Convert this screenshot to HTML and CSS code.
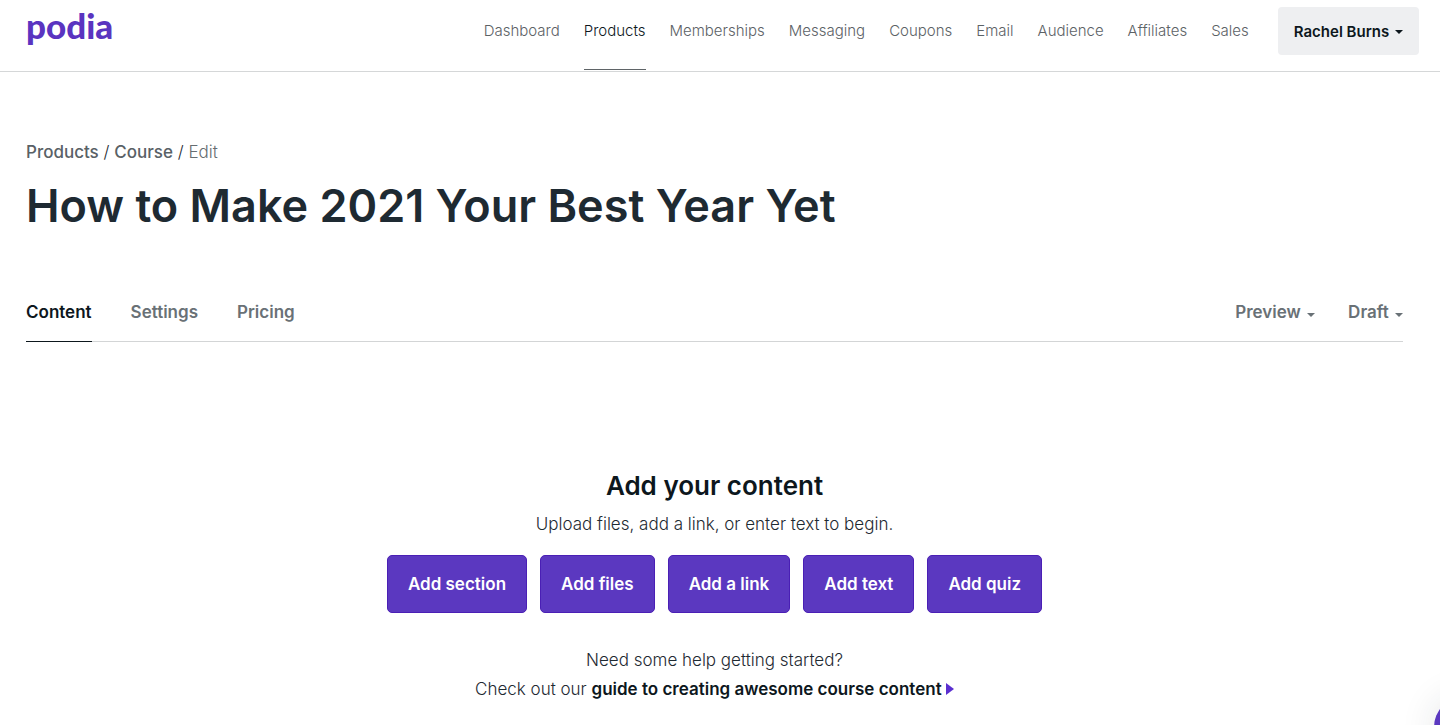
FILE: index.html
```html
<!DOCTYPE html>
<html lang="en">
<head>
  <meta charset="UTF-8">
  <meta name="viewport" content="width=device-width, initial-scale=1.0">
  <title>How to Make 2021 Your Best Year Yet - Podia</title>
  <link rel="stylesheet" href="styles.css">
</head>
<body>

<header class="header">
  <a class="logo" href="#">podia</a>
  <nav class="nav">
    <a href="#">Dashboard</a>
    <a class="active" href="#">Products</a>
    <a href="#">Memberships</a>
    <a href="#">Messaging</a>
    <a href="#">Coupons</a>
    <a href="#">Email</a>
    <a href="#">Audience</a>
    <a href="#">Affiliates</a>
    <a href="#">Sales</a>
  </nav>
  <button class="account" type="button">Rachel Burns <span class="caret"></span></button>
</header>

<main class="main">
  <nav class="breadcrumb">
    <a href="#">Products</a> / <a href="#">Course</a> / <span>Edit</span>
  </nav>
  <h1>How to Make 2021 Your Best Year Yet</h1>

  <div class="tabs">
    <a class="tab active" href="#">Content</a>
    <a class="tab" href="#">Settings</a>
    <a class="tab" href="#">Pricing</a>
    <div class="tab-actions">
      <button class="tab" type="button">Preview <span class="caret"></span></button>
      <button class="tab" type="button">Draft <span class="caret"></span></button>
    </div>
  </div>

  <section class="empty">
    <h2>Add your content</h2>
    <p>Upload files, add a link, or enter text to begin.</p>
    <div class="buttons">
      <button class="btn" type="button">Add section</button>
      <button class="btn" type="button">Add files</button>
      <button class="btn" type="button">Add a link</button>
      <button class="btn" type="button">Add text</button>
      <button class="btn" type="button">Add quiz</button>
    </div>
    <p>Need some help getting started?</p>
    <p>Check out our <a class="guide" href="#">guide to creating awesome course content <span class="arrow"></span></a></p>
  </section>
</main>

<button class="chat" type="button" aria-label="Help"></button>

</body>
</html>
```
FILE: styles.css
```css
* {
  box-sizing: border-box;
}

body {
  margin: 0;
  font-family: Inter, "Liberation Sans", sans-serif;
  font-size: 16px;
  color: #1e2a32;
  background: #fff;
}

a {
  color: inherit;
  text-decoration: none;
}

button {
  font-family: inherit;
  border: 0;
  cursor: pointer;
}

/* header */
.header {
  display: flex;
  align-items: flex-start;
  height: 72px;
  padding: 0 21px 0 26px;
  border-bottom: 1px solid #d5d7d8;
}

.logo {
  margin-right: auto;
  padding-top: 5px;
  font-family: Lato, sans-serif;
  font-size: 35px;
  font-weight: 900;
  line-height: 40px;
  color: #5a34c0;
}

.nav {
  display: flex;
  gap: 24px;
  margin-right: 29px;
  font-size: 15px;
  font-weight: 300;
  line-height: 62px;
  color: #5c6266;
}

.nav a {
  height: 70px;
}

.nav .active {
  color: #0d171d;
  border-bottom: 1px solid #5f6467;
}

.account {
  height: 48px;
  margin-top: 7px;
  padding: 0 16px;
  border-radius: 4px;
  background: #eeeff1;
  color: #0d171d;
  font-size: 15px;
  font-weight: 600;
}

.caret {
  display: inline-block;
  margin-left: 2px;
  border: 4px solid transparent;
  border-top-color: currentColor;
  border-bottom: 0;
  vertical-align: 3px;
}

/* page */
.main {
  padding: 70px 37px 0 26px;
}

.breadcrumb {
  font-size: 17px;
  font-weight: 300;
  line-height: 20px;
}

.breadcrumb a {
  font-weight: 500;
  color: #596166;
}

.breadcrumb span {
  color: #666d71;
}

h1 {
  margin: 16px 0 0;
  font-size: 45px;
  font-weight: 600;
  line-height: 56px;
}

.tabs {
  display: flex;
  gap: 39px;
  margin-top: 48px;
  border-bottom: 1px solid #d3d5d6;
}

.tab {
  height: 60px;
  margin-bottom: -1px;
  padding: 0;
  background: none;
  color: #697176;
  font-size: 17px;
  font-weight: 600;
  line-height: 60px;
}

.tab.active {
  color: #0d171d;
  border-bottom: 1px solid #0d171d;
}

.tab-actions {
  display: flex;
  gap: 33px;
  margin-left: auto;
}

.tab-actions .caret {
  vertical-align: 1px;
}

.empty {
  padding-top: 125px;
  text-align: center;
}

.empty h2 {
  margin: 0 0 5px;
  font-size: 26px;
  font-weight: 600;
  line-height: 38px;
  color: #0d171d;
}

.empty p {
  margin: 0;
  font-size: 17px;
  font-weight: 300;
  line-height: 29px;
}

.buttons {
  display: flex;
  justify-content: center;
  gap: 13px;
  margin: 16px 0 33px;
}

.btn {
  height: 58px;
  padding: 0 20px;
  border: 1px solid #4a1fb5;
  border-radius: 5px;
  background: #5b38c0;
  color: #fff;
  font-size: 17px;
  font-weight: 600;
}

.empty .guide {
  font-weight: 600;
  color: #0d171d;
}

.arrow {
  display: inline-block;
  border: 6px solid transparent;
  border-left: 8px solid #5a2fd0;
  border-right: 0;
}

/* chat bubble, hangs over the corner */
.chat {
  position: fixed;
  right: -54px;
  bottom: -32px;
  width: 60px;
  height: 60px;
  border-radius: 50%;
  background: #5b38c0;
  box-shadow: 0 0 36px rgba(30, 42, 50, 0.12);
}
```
◆ ◆ ◆ ◆ ◆
*Work required*.
Give the material again exactly as it is, but keep the pictures out.

*Response to this exercise*.
Convert this screenshot to HTML and CSS code.
FILE: index.html
```html
<!DOCTYPE html>
<html lang="en">
<head>
  <meta charset="UTF-8">
  <meta name="viewport" content="width=device-width, initial-scale=1.0">
  <title>How to Make 2021 Your Best Year Yet - Podia</title>
  <link rel="stylesheet" href="styles.css">
</head>
<body>

<header class="header">
  <a class="logo" href="#">podia</a>
  <nav class="nav">
    <a href="#">Dashboard</a>
    <a class="active" href="#">Products</a>
    <a href="#">Memberships</a>
    <a href="#">Messaging</a>
    <a href="#">Coupons</a>
    <a href="#">Email</a>
    <a href="#">Audience</a>
    <a href="#">Affiliates</a>
    <a href="#">Sales</a>
  </nav>
  <button class="account" type="button">Rachel Burns <span class="caret"></span></button>
</header>

<main class="main">
  <nav class="breadcrumb">
    <a href="#">Products</a> / <a href="#">Course</a> / <span>Edit</span>
  </nav>
  <h1>How to Make 2021 Your Best Year Yet</h1>

  <div class="tabs">
    <a class="tab active" href="#">Content</a>
    <a class="tab" href="#">Settings</a>
    <a class="tab" href="#">Pricing</a>
    <div class="tab-actions">
      <button class="tab" type="button">Preview <span class="caret"></span></button>
      <button class="tab" type="button">Draft <span class="caret"></span></button>
    </div>
  </div>

  <section class="empty">
    <h2>Add your content</h2>
    <p>Upload files, add a link, or enter text to begin.</p>
    <div class="buttons">
      <button class="btn" type="button">Add section</button>
      <button class="btn" type="button">Add files</button>
      <button class="btn" type="button">Add a link</button>
      <button class="btn" type="button">Add text</button>
      <button class="btn" type="button">Add quiz</button>
    </div>
    <p>Need some help getting started?</p>
    <p>Check out our <a class="guide" href="#">guide to creating awesome course content <span class="arrow"></span></a></p>
  </section>
</main>

<button class="chat" type="button" aria-label="Help"></button>

</body>
</html>
```
FILE: styles.css
```css
* {
  box-sizing: border-box;
}

body {
  margin: 0;
  font-family: Inter, "Liberation Sans", sans-serif;
  font-size: 16px;
  color: #1e2a32;
  background: #fff;
}

a {
  color: inherit;
  text-decoration: none;
}

button {
  font-family: inherit;
  border: 0;
  cursor: pointer;
}

/* header */
.header {
  display: flex;
  align-items: flex-start;
  height: 72px;
  padding: 0 21px 0 26px;
  border-bottom: 1px solid #d5d7d8;
}

.logo {
  margin-right: auto;
  padding-top: 5px;
  font-family: Lato, sans-serif;
  font-size: 35px;
  font-weight: 900;
  line-height: 40px;
  color: #5a34c0;
}

.nav {
  display: flex;
  gap: 24px;
  margin-right: 29px;
  font-size: 15px;
  font-weight: 300;
  line-height: 62px;
  color: #5c6266;
}

.nav a {
  height: 70px;
}

.nav .active {
  color: #0d171d;
  border-bottom: 1px solid #5f6467;
}

.account {
  height: 48px;
  margin-top: 7px;
  padding: 0 16px;
  border-radius: 4px;
  background: #eeeff1;
  color: #0d171d;
  font-size: 15px;
  font-weight: 600;
}

.caret {
  display: inline-block;
  margin-left: 2px;
  border: 4px solid transparent;
  border-top-color: currentColor;
  border-bottom: 0;
  vertical-align: 3px;
}

/* page */
.main {
  padding: 70px 37px 0 26px;
}

.breadcrumb {
  font-size: 17px;
  font-weight: 300;
  line-height: 20px;
}

.breadcrumb a {
  font-weight: 500;
  color: #596166;
}

.breadcrumb span {
  color: #666d71;
}

h1 {
  margin: 16px 0 0;
  font-size: 45px;
  font-weight: 600;
  line-height: 56px;
}

.tabs {
  display: flex;
  gap: 39px;
  margin-top: 48px;
  border-bottom: 1px solid #d3d5d6;
}

.tab {
  height: 60px;
  margin-bottom: -1px;
  padding: 0;
  background: none;
  color: #697176;
  font-size: 17px;
  font-weight: 600;
  line-height: 60px;
}

.tab.active {
  color: #0d171d;
  border-bottom: 1px solid #0d171d;
}

.tab-actions {
  display: flex;
  gap: 33px;
  margin-left: auto;
}

.tab-actions .caret {
  vertical-align: 1px;
}

.empty {
  padding-top: 125px;
  text-align: center;
}

.empty h2 {
  margin: 0 0 5px;
  font-size: 26px;
  font-weight: 600;
  line-height: 38px;
  color: #0d171d;
}

.empty p {
  margin: 0;
  font-size: 17px;
  font-weight: 300;
  line-height: 29px;
}

.buttons {
  display: flex;
  justify-content: center;
  gap: 13px;
  margin: 16px 0 33px;
}

.btn {
  height: 58px;
  padding: 0 20px;
  border: 1px solid #4a1fb5;
  border-radius: 5px;
  background: #5b38c0;
  color: #fff;
  font-size: 17px;
  font-weight: 600;
}

.empty .guide {
  font-weight: 600;
  color: #0d171d;
}

.arrow {
  display: inline-block;
  border: 6px solid transparent;
  border-left: 8px solid #5a2fd0;
  border-right: 0;
}

/* chat bubble, hangs over the corner */
.chat {
  position: fixed;
  right: -54px;
  bottom: -32px;
  width: 60px;
  height: 60px;
  border-radius: 50%;
  background: #5b38c0;
  box-shadow: 0 0 36px rgba(30, 42, 50, 0.12);
}
```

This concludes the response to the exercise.